PROVIDED MATERIAL:
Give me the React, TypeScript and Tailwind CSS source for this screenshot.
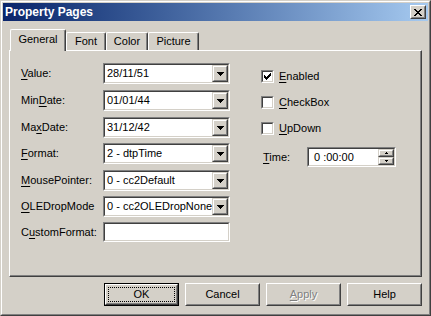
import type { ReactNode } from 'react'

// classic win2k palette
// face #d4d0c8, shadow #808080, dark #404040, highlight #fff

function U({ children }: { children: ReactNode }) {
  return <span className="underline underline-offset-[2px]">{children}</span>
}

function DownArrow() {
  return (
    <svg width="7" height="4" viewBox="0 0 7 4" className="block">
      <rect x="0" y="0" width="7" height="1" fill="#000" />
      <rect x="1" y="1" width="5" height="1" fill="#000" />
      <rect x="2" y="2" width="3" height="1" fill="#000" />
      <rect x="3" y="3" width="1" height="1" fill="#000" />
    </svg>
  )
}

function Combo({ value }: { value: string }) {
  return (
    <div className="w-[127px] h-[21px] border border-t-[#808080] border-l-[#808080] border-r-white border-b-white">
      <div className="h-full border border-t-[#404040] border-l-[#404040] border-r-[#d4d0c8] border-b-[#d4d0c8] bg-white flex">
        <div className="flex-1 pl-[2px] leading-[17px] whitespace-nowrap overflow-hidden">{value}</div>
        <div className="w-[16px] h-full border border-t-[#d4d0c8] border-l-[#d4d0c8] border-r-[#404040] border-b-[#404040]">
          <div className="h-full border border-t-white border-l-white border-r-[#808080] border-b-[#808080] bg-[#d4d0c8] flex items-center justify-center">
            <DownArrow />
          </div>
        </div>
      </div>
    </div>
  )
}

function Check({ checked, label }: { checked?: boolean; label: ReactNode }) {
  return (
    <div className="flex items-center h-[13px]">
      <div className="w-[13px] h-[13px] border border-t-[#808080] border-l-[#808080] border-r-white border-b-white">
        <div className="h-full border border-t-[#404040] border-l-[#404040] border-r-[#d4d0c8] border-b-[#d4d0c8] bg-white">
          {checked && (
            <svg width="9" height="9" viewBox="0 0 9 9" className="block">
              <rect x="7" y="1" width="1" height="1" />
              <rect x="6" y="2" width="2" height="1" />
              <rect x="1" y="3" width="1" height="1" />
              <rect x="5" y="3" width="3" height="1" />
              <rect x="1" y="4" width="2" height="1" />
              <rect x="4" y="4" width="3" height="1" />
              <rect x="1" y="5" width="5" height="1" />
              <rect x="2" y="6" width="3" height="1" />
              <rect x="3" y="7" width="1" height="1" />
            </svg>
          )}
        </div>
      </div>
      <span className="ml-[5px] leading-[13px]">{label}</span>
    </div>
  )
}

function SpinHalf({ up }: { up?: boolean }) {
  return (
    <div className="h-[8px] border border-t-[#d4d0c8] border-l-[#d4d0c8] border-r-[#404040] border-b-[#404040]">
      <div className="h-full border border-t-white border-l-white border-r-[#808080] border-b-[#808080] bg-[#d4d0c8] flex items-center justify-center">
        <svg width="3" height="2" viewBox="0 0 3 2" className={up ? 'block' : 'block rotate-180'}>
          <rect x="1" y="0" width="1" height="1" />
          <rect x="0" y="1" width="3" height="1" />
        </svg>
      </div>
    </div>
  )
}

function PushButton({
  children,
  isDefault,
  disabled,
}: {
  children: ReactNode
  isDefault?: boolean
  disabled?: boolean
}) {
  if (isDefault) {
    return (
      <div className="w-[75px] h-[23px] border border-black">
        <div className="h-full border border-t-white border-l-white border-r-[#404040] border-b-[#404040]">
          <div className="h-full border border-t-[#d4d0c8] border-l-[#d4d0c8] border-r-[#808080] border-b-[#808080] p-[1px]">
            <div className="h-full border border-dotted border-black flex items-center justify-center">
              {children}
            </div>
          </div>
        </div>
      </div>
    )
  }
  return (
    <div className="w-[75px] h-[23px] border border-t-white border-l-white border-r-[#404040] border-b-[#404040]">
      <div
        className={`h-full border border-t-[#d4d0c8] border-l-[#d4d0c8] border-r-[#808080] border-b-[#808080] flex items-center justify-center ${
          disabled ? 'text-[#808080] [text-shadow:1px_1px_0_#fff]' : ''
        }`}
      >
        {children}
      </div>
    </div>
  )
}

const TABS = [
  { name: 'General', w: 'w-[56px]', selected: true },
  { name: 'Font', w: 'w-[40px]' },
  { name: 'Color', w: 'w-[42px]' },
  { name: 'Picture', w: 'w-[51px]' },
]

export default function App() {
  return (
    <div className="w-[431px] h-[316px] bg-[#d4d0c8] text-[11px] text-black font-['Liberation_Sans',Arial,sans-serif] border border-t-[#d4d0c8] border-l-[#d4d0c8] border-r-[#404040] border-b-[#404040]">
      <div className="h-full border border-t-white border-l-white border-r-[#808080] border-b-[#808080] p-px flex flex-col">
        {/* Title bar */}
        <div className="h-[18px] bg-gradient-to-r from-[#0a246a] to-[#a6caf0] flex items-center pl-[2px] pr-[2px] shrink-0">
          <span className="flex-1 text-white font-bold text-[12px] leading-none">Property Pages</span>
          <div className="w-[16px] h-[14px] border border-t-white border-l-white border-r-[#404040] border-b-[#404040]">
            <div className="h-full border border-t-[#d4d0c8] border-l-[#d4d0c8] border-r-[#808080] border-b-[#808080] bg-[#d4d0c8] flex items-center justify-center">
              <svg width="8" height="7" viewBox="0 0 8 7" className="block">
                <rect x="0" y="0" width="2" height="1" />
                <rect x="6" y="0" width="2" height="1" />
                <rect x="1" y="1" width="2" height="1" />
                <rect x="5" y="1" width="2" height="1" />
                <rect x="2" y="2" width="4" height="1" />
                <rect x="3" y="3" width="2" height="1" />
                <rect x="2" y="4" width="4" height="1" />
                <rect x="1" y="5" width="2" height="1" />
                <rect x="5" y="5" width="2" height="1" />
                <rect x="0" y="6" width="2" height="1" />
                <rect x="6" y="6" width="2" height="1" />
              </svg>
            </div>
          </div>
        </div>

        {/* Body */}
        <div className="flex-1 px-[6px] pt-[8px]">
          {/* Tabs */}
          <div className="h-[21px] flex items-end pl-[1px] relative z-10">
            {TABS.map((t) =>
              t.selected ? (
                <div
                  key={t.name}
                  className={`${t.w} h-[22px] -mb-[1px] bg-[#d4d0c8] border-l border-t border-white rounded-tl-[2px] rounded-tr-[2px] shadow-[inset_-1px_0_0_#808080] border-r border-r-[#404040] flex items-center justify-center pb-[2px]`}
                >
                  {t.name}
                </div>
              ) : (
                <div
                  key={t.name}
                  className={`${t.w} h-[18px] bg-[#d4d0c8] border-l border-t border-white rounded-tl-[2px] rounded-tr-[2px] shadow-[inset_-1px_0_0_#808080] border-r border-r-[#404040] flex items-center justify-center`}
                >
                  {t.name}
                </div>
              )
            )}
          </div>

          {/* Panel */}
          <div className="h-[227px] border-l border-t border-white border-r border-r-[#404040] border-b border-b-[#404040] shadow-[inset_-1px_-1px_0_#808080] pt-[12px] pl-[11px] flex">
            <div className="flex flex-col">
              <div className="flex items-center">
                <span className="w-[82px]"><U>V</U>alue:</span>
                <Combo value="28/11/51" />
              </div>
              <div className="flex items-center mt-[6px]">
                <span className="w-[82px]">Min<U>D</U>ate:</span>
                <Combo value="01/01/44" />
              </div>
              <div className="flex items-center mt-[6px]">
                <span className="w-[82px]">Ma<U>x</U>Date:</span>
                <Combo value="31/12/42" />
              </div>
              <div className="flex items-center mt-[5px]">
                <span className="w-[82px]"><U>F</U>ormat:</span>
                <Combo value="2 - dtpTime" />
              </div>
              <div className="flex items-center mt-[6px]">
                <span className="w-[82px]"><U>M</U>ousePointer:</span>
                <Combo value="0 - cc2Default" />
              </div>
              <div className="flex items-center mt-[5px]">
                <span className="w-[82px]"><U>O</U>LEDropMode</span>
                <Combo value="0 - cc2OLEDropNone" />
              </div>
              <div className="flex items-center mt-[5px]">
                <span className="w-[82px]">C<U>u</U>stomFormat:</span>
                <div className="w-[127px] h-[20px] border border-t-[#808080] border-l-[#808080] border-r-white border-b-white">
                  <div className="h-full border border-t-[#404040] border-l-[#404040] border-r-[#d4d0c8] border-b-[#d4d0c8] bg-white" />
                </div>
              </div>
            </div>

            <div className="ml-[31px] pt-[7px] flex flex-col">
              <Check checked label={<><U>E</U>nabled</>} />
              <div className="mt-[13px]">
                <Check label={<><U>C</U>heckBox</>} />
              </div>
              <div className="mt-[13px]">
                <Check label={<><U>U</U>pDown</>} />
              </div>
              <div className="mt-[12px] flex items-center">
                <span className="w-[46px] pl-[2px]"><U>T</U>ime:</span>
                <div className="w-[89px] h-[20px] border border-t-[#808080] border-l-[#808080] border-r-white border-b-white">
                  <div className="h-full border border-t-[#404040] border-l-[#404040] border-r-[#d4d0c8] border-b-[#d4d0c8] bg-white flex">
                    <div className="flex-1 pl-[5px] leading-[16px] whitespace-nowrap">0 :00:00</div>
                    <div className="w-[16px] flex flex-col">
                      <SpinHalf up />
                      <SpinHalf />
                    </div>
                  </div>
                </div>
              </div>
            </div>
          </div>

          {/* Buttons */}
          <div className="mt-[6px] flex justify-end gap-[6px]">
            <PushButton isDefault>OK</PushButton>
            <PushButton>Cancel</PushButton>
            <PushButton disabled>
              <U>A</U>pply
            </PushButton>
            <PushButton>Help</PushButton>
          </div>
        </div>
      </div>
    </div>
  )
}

--

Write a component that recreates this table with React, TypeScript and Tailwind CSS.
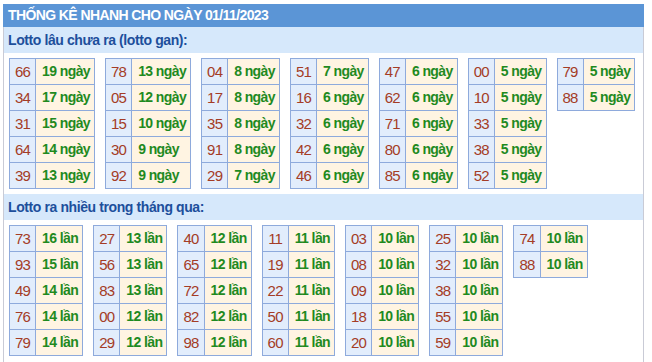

TASK PROMPT:
Report the number of lines above containing the word "TypeScript", with no other text.

THE SOLUTION:
2